В копии начало эпилога было существенно переработано (см. вар. № 191, рук. № 103); он попрежнему начинался с характеристики и оценки славянского вопроса от лица автора, но всё это было сделано еще резче, чем в первоначальной редакции. Здесь говорится о том возбуждении «одурманенной своим криком» толпы, при котором теряются права рассудка, об официальной лжи в расценке поведения турок и сербов и в освещении событий войны, о тенденциозном извращении фактов в угоду определенной программе. Тут мы читаем такую тираду: «Спасали от бедствия и угнетения сербов, тех самых угнетенных, которые, по словам их министров, от жира плохо дерутся. Этих-то жирных в угнетении сербов шли спасать худые и чахлые русские мужики. И для этих жирных сербов отбирали копейки под предлогом божьего дела у голодных русских людей».
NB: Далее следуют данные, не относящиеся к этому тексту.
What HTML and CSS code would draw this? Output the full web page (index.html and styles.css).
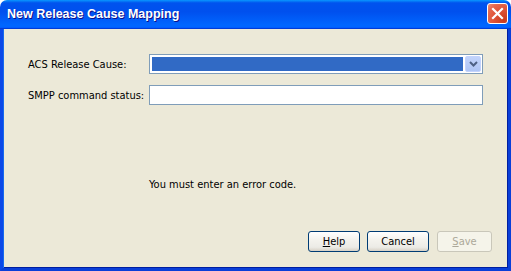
FILE: index.html
```html
<!DOCTYPE html>
<html>
<head>
<meta charset="utf-8">
<title>New Release Cause Mapping</title>
<link rel="stylesheet" href="styles.css">
</head>
<body>
<div class="window">
  <div class="titlebar">
    <span class="title">New Release Cause Mapping</span>
    <button class="close" aria-label="Close">
      <svg width="13" height="13" viewBox="0 0 13 13"><path d="M2 2 L11 11 M11 2 L2 11" stroke="#fff" stroke-width="2.2" stroke-linecap="square"/></svg>
    </button>
  </div>
  <div class="client">
    <div class="form">
      <label class="label">ACS Release Cause:</label>
      <div class="combo">
        <div class="combo-sel"></div>
        <div class="combo-btn">
          <svg width="9" height="6" viewBox="0 0 9 6"><path d="M1 1 L4.5 4.5 L8 1" fill="none" stroke="#4D6185" stroke-width="2"/></svg>
        </div>
      </div>
      <label class="label">SMPP command status:</label>
      <div class="textfield"></div>
    </div>
    <div class="message">You must enter an error code.</div>
    <div class="buttons">
      <button class="btn btn-help"><u>H</u>elp</button>
      <button class="btn btn-cancel">Cancel</button>
      <button class="btn btn-save" disabled><u>S</u>ave</button>
    </div>
  </div>
</div>
</body>
</html>
```
FILE: styles.css
```css
html, body {
  margin: 0;
  padding: 0;
  background: #ffffff;
}
.window {
  width: 511px;
  height: 271px;
  display: flex;
  flex-direction: column;
  font-family: "DejaVu Sans Condensed", "Liberation Sans", sans-serif;
  font-size: 11px;
  color: #000;
}
.titlebar {
  height: 29px;
  flex: none;
  box-sizing: border-box;
  border-radius: 7px 7px 0 0;
  background: linear-gradient(180deg, #0997ff 0, #0053ee 10%, #0050ee 40%, #0066ff 86%, #0066ff 92%, #005bff 95%, #003dd7 97%, #003dd7 100%);
  display: flex;
  align-items: center;
  padding: 0 3px 0 7px;
}
.title {
  flex: 1;
  color: #fff;
  font-family: "Liberation Sans", sans-serif;
  font-weight: bold;
  font-size: 12.5px;
  text-shadow: 1px 1px 0 #0f1089;
  margin-top: -1px;
}
.close {
  width: 21px;
  height: 21px;
  margin: -2px 0 0 0;
  padding: 0;
  box-sizing: border-box;
  border: 1px solid #fff;
  border-radius: 3px;
  background: radial-gradient(circle at 85% 85%, #c83a1c 0, #e0553a 50%, #e5684e 75%, #ef8f78 100%);
  display: flex;
  align-items: center;
  justify-content: center;
}
.close svg { display: block; }
.client {
  flex: 1;
  background: #ece9d8;
  border-left: 3px solid #0b48e8;
  border-right: 3px solid #0a3fd8;
  border-bottom: 3px solid #0a3fd8;
  box-shadow: inset 1px 0 0 #166aee, inset -1px 0 0 #001ea0, inset 0 -1px 0 #001ea0;
  display: flex;
  flex-direction: column;
  padding: 25px 25px 16px 25px;
}
.form {
  display: grid;
  grid-template-columns: 121px 1fr;
  row-gap: 11px;
  align-items: center;
}
.label {
  line-height: 13px;
}
.combo {
  height: 20px;
  box-sizing: border-box;
  border: 1px solid #7f9db9;
  background: #fff;
  display: flex;
  padding: 1px;
}
.combo-sel {
  flex: 1;
  margin: 1px 2px 1px 1px;
  background: #316ac5;
}
.combo-btn {
  width: 16px;
  box-sizing: border-box;
  border: 1px solid #c3d3fd;
  border-radius: 2px;
  background: linear-gradient(180deg, #c1d3fb 0, #b9cdf8 50%, #aec5f5 100%);
  display: flex;
  align-items: center;
  justify-content: center;
}
.combo-btn svg { display: block; }
.textfield {
  height: 20px;
  box-sizing: border-box;
  border: 1px solid #7f9db9;
  background: #fff;
}
.message {
  margin-top: 73px;
  margin-left: 121px;
  line-height: 13px;
}
.buttons {
  margin-top: auto;
  margin-right: -9px;
  display: flex;
  justify-content: flex-end;
  gap: 7px;
}
.btn {
  height: 21px;
  box-sizing: border-box;
  border: 1px solid #003c74;
  border-radius: 3px;
  background: linear-gradient(180deg, #ffffff 0, #f4f3ee 40%, #ecebe6 80%, #d6d0c5 100%);
  font-family: "DejaVu Sans Condensed", "Liberation Sans", sans-serif;
  font-size: 11px;
  color: #000;
  padding: 0;
  line-height: 19px;
}
.btn-help { width: 52px; }
.btn-cancel { width: 62px; }
.btn-save {
  width: 55px;
  margin-left: 1px;
  border-color: #c9c7ba;
  background: #f5f4ea;
  color: #aca899;
}
```
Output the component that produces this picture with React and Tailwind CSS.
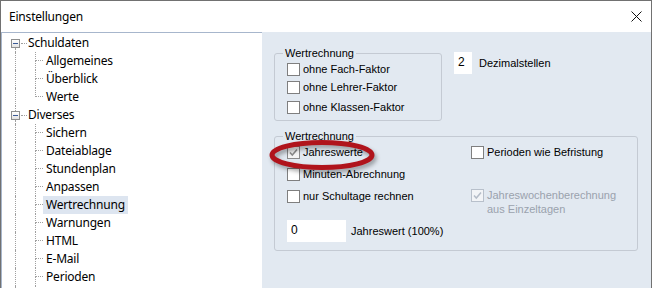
import React from "react";

const uiFont = { fontFamily: '"Noto Sans", "Open Sans", sans-serif' };

function TopNode({ label, first }) {
  return (
    <div className="flex h-[18px] items-center">
      <div className="w-[9px] shrink-0" />
      <div className="flex h-full w-[9px] shrink-0 flex-col">
        <div className={first ? "mx-auto w-0 flex-1" : "mx-auto w-0 flex-1 border-l border-dotted border-[#a0a0a0]"} />
        <div className="flex h-[9px] w-[9px] items-center justify-center border border-[#8e8f8f] bg-gradient-to-b from-white to-[#e3e3e3]">
          <div className="h-px w-[5px] bg-[#3a5a96]" />
        </div>
        <div className="mx-auto w-0 flex-1 border-l border-dotted border-[#a0a0a0]" />
      </div>
      <div className="ml-px h-0 w-[6px] border-t border-dotted border-[#a0a0a0]" />
      <span className="ml-px text-[12px] leading-none tracking-[-0.2px] text-black">{label}</span>
    </div>
  );
}

function ChildNode({ label, last, selected }) {
  return (
    <div className="flex h-[18px]">
      <div className="w-[13px] shrink-0" />
      <div className="w-[20px] shrink-0 border-l border-dotted border-[#a0a0a0]" />
      <div className="flex w-[8px] shrink-0 flex-col">
        <div className="h-[9px] border-b border-l border-dotted border-[#a0a0a0]" />
        <div className={last ? "flex-1" : "flex-1 border-l border-dotted border-[#a0a0a0]"} />
      </div>
      <span
        className={
          selected
            ? "flex items-center bg-[#dde5f0] px-[3px] text-[12px] leading-none tracking-[-0.2px] text-black"
            : "flex items-center px-[3px] text-[12px] leading-none tracking-[-0.2px] text-black"
        }
      >
        {label}
      </span>
    </div>
  );
}

function Check({ checked, disabled, label, className = "" }) {
  return (
    <div className={`flex items-start ${className}`}>
      <div
        className={
          disabled
            ? "mt-[1px] flex h-[13px] w-[13px] shrink-0 items-center justify-center border border-[#b8c0cb] bg-[#f2f4f7]"
            : checked
            ? "mt-[1px] flex h-[13px] w-[13px] shrink-0 items-center justify-center border border-[#8a8a8a] bg-[#f4f4f4]"
            : "mt-[1px] flex h-[13px] w-[13px] shrink-0 items-center justify-center border border-[#7f7f7f] bg-white"
        }
      >
        {checked && (
          <svg width="9" height="9" viewBox="0 0 9 9">
            <path
              d="M1 4.5 L3.3 7 L8 1.5"
              fill="none"
              stroke={disabled ? "#b4bcc8" : "#8a8a8a"}
              strokeWidth="1.5"
            />
          </svg>
        )}
      </div>
      <span className={disabled ? "ml-[3px] leading-[14px] text-[#9aa2ad]" : "ml-[3px] leading-[14px] text-black"}>
        {label}
      </span>
    </div>
  );
}

export default function App() {
  return (
    <div
      className="flex h-[288px] w-[652px] flex-col overflow-hidden border border-b-0 border-[#717171] bg-white"
      style={uiFont}
    >
      {/* title bar */}
      <div className="flex h-[31px] shrink-0 items-center justify-between pl-[8px] pr-[9px]">
        <span className="text-[12px] tracking-[-0.2px] text-black">Einstellungen</span>
        <svg width="11" height="11" viewBox="0 0 11 11">
          <path d="M0.5 0.5 L10.5 10.5 M10.5 0.5 L0.5 10.5" stroke="#111" strokeWidth="1" />
        </svg>
      </div>

      <div className="flex min-h-0 flex-1">
        {/* tree */}
        <div className="w-[261px] shrink-0 overflow-hidden border-l border-t border-[#a7b6cc] bg-white pt-px">
          <TopNode label="Schuldaten" first />
          <ChildNode label="Allgemeines" />
          <ChildNode label="Überblick" />
          <ChildNode label="Werte" last />
          <TopNode label="Diverses" />
          <ChildNode label="Sichern" />
          <ChildNode label="Dateiablage" />
          <ChildNode label="Stundenplan" />
          <ChildNode label="Anpassen" />
          <ChildNode label="Wertrechnung" selected />
          <ChildNode label="Warnungen" />
          <ChildNode label="HTML" />
          <ChildNode label="E-Mail" />
          <ChildNode label="Perioden" />
          <ChildNode label="" />
        </div>

        {/* settings panel */}
        <div
          className="relative flex-1 bg-[#e2e9f1] pl-[12px] pt-[15px] text-[11px]"
          style={{ fontFamily: '"Liberation Sans", Arial, sans-serif' }}
        >
          <div className="flex items-start">
            <fieldset className="w-[168px] rounded-[3px] border border-[#c4cad3] pb-[4px] pl-[12px]">
              <legend className="ml-[-4px] px-[2px] leading-[13px] text-black">Wertrechnung</legend>
              <Check label="ohne Fach-Faktor" className="h-[18px] pt-[2px]" />
              <Check label="ohne Lehrer-Faktor" className="h-[18px] pt-[2px]" />
              <Check label="ohne Klassen-Faktor" className="mt-[2px] h-[18px] pt-[2px]" />
            </fieldset>
            <div className="ml-[12px] mt-[5px] flex h-[22px] w-[18px] items-start bg-white pl-[4px] pt-[3px] text-[12px] leading-[14px] text-black">
              2
            </div>
            <span className="ml-[7px] mt-[9px] leading-[14px] text-black">Dezimalstellen</span>
          </div>

          <fieldset className="mt-[9px] w-[364px] rounded-[3px] border border-[#c4cad3] pb-[8px] pl-[12px]">
            <legend className="ml-[-4px] px-[2px] leading-[13px] text-black">Wertrechnung</legend>
            <div className="grid grid-cols-[184px_1fr] items-start">
              <Check checked label="Jahreswerte" className="h-[18px] pt-[2px]" />
              <Check label="Perioden wie Befristung" className="h-[18px] pt-[2px]" />
              <Check label="Minuten-Abrechnung" className="mt-[4px] h-[18px] pt-[2px]" />
              <div />
              <Check label="nur Schultage rechnen" className="mt-[4px] h-[18px] pt-[2px]" />
              <Check
                checked
                disabled
                label={
                  <>
                    Jahreswochenberechnung
                    <br />
                    aus Einzeltagen
                  </>
                }
                className="mt-[3px] pt-[2px]"
              />
            </div>
            <div className="mt-[4px] flex items-center">
              <div className="flex h-[22px] w-[59px] items-start bg-white pl-[4px] pt-[3px] text-[12px] leading-[14px] text-black">
                0
              </div>
              <span className="ml-[5px] text-black">Jahreswert (100%)</span>
            </div>
          </fieldset>

          {/* red highlight ellipse */}
          <svg
            className="pointer-events-none absolute left-[6px] top-[107px] drop-shadow-[2px_3px_2px_rgba(0,0,0,0.35)]"
            width="110"
            height="34"
          >
            <ellipse cx="54" cy="16" rx="50" ry="12.5" fill="none" stroke="#b0141c" strokeWidth="5" />
          </svg>
        </div>
      </div>
    </div>
  );
}
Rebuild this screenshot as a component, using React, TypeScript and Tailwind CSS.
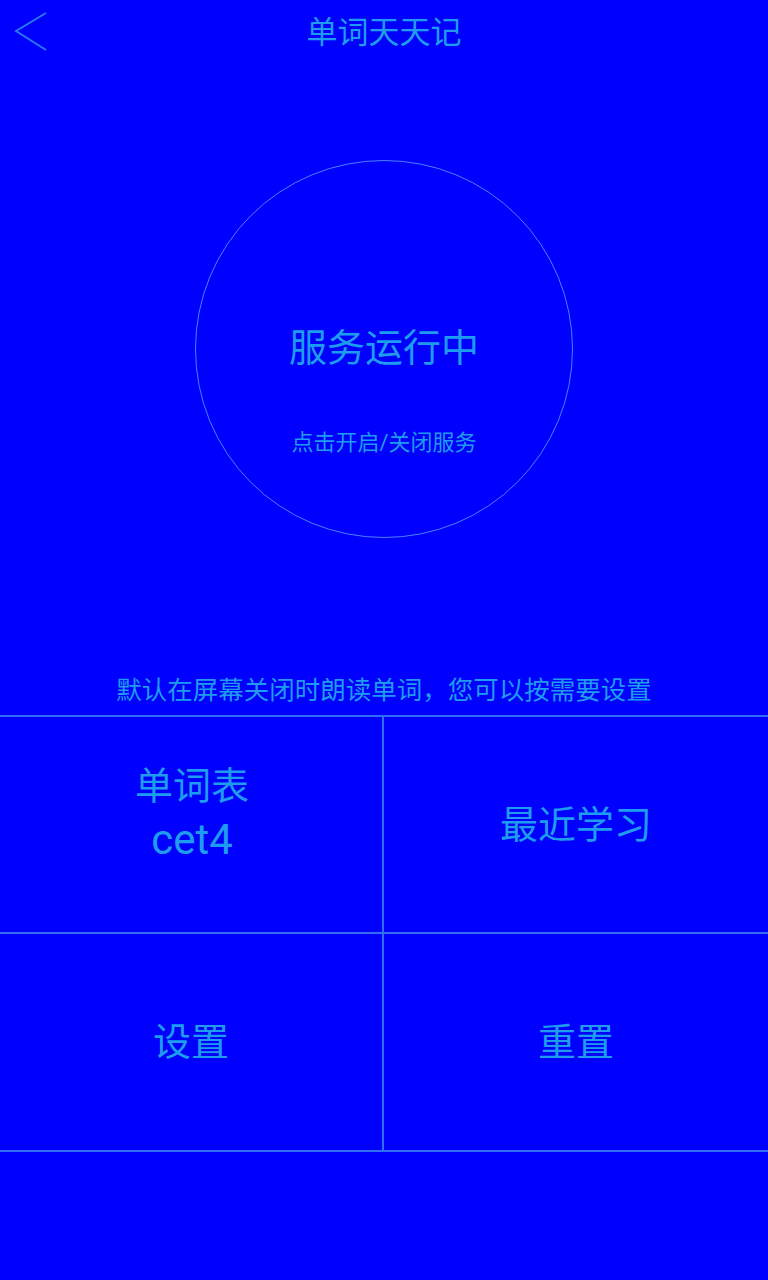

В этом переработанном виде эпилог был послан Каткову в «Русский вестник». В дальнейшем значительная часть того, что сказано было об отношении известной части русского общества к славянскому вопросу, сказано применительно к Сергею Ивановичу (см. вар. № 193, кор. № 122), который безоговорочно, без всякой критики, «одурманенный криком толпы», принимает на веру всё то, о чем кричит по поводу славянского движения эта толпа.